Sapori d’Italia nella cucina svizzera
Col tempo, tuttavia le abitudini alimentari degli italiani migliorarono contagiando un numero sempre crescente di svizzeri. Soprattutto dopo l’immigrazione massiccia nel secondo dopoguerra, si sono moltiplicate le importazioni di generi alimentari italiani (nel 1950 costituivano addirittura il 56,8% delle importazioni totali svizzere dall’Italia) e in ogni angolo della Svizzera sono sorti negozi, bar, caffè, pizzerie e ristoranti italiani, frequentati sempre più anche da svizzeri.

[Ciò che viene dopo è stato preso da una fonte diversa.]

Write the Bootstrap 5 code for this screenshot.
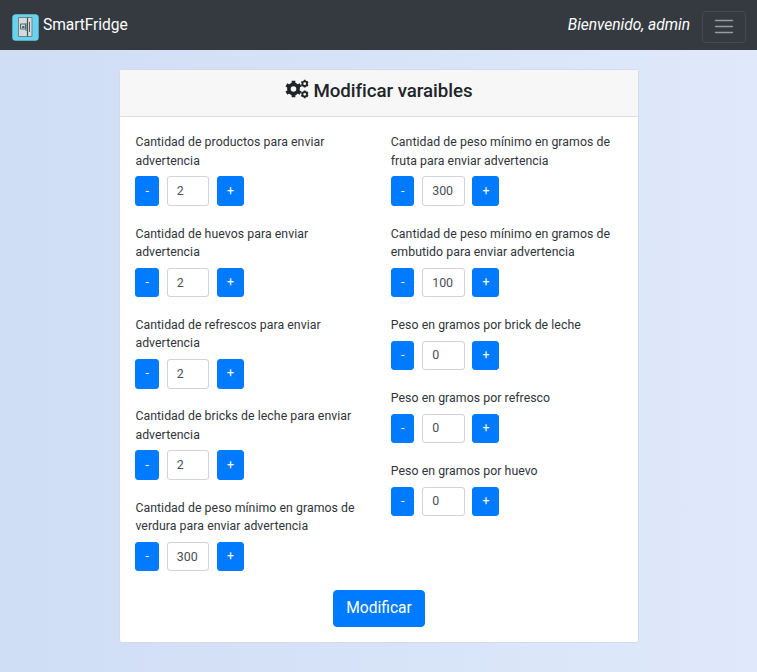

Il consumo delle paste, delle pizze e delle pietanze italiane ha contagiato molte famiglie svizzere che hanno adottato almeno in parte la cucina italiana per le esigenze quotidiane. I grandi distributori, i più frequentati anche dagli immigrati quali Migros e Coop, hanno contribuito a diffondere anche tra gli svizzeri i «sapori d’Italia» basati su un’infinità di prodotti e di specialità italiane. E non c’è oggi casa svizzera che non conosca o sappia cucinare la pizza, un piatto di spaghetti «al dente», un piatto di lasagne alla bolognese o le penne al pomodoro, ecc.

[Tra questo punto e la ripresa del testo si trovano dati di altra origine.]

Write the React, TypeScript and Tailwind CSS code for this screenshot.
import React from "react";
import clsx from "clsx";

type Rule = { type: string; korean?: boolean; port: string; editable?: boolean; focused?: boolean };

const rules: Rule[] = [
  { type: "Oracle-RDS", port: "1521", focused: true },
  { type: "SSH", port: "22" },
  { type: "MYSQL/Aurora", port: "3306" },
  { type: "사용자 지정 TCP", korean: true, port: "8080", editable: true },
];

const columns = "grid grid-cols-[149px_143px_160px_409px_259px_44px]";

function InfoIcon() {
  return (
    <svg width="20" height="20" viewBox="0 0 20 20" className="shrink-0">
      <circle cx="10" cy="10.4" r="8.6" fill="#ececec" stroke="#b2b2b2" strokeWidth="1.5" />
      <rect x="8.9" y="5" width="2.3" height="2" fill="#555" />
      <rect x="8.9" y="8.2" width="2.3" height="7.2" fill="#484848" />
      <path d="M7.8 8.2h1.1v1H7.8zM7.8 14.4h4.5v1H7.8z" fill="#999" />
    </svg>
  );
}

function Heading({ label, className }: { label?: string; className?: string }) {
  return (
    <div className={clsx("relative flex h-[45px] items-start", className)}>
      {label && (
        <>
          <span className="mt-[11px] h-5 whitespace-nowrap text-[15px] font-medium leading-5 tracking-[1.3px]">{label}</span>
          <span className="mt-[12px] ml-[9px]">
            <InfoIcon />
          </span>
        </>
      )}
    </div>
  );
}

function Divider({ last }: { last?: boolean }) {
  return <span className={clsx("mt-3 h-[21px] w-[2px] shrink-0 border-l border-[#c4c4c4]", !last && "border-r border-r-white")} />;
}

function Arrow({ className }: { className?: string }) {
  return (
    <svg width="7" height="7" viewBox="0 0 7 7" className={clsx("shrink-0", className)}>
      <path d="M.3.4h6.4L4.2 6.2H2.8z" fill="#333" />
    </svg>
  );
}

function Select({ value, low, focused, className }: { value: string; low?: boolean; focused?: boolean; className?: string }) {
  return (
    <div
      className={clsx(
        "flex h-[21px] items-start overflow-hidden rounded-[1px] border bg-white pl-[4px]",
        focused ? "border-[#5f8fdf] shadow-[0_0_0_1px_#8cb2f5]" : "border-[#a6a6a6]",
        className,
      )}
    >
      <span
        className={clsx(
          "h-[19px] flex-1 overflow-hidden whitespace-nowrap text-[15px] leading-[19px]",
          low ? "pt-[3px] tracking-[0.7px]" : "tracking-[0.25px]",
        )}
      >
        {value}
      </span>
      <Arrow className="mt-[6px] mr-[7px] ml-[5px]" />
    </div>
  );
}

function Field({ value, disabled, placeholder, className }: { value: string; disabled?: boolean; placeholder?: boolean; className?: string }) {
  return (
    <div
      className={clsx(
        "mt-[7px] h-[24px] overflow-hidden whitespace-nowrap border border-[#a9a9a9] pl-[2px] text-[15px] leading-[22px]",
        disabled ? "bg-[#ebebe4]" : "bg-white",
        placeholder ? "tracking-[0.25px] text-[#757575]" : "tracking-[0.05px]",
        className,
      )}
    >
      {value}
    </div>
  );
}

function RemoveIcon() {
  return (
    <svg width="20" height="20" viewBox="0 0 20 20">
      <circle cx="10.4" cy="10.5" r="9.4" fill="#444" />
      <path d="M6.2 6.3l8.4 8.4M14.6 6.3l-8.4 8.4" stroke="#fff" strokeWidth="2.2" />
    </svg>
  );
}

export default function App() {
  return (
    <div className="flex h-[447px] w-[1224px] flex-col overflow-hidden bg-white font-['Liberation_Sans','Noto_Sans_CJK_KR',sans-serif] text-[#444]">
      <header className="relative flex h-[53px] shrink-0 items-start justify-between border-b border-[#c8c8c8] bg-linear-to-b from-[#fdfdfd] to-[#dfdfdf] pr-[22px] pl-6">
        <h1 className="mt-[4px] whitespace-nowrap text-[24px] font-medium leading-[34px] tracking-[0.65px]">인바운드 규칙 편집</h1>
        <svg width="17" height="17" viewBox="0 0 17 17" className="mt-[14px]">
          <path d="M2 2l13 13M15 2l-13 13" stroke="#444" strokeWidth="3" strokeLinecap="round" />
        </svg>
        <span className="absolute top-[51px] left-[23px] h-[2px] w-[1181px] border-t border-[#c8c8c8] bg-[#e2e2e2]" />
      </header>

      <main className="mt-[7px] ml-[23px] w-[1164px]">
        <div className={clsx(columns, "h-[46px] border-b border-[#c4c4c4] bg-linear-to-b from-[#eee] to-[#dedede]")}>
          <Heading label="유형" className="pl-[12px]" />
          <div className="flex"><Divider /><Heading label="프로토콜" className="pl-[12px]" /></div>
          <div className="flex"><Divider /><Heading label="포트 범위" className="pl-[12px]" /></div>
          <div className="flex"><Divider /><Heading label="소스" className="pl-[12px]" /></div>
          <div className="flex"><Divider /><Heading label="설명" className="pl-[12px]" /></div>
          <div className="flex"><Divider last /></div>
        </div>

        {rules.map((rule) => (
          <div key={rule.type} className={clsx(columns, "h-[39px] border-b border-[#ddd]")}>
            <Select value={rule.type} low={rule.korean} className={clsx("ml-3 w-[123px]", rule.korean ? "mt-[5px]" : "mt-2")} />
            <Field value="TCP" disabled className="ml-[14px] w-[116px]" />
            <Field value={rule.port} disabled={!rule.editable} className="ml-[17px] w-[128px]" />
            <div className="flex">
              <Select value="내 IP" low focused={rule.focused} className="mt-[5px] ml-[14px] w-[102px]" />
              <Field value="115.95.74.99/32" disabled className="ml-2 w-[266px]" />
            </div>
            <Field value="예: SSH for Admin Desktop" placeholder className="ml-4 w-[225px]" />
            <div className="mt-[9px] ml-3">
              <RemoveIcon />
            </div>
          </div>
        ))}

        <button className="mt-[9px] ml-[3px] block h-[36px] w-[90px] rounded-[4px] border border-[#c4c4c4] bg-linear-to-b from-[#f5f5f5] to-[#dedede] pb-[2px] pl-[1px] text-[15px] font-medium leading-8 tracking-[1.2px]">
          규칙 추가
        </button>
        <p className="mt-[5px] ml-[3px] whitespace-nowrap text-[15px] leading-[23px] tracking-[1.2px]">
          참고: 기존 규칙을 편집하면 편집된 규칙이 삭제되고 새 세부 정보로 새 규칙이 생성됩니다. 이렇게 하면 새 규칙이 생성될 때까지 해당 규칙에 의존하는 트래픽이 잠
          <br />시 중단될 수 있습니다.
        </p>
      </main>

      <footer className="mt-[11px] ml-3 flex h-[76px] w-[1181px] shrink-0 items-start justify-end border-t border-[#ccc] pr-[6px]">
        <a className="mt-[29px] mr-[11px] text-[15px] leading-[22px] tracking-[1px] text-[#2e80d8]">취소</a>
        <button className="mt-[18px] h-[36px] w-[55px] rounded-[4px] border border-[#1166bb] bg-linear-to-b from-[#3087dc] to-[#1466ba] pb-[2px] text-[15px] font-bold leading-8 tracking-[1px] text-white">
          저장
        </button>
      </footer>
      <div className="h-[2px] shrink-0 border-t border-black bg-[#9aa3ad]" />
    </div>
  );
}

Grazie agli italiani, in questi ultimi decenni gli svizzeri sono diventati tra i più grandi consumatori di pasta al mondo, pizza compresa. E quando si parla di pizza non si può non accennare alla mozzarella, il formaggio più amato dagli svizzeri, più del formaggio da raclette, più del Greyerzer e del rinomato Emmentaler.
Oltre alla pasta e ai formaggi (specialmente parmigiano, gorgonzola, pecorino) gli immigrati italiani hanno contribuito a diffondere tra la popolazione numerosi ortaggi oggi frequenti sui banchi della Migros e della Coop e persino nei mercatini di quartiere, ma rarissimi fino agli anni Cinquanta, quando nel reparto verdure non si trovavano che patate, carote, rape e cavoli. Ora, secondo le stagioni, è facile trovare melanzane, zucchine, cetrioli, finocchi, fagiolini, piselli, peperoni, pomodori, sedano, carciofi, broccoli, radicchio, rucola, ecc.
La cucina italiana ha avuto successo in Svizzera (e nel mondo) anche per alcuni ingredienti, in particolare l’olio d’oliva, il vino e alcuni «sapori» tipici (mediterranei) come l’origano, il rosmarino, il timo, la maggiorana, l’aglio, la cipolla, il peperoncino.
A questo punto, chi può negare che la cucina italiana abbia contribuito ad accrescere la longevità degli svizzeri, com’è quella degli italiani?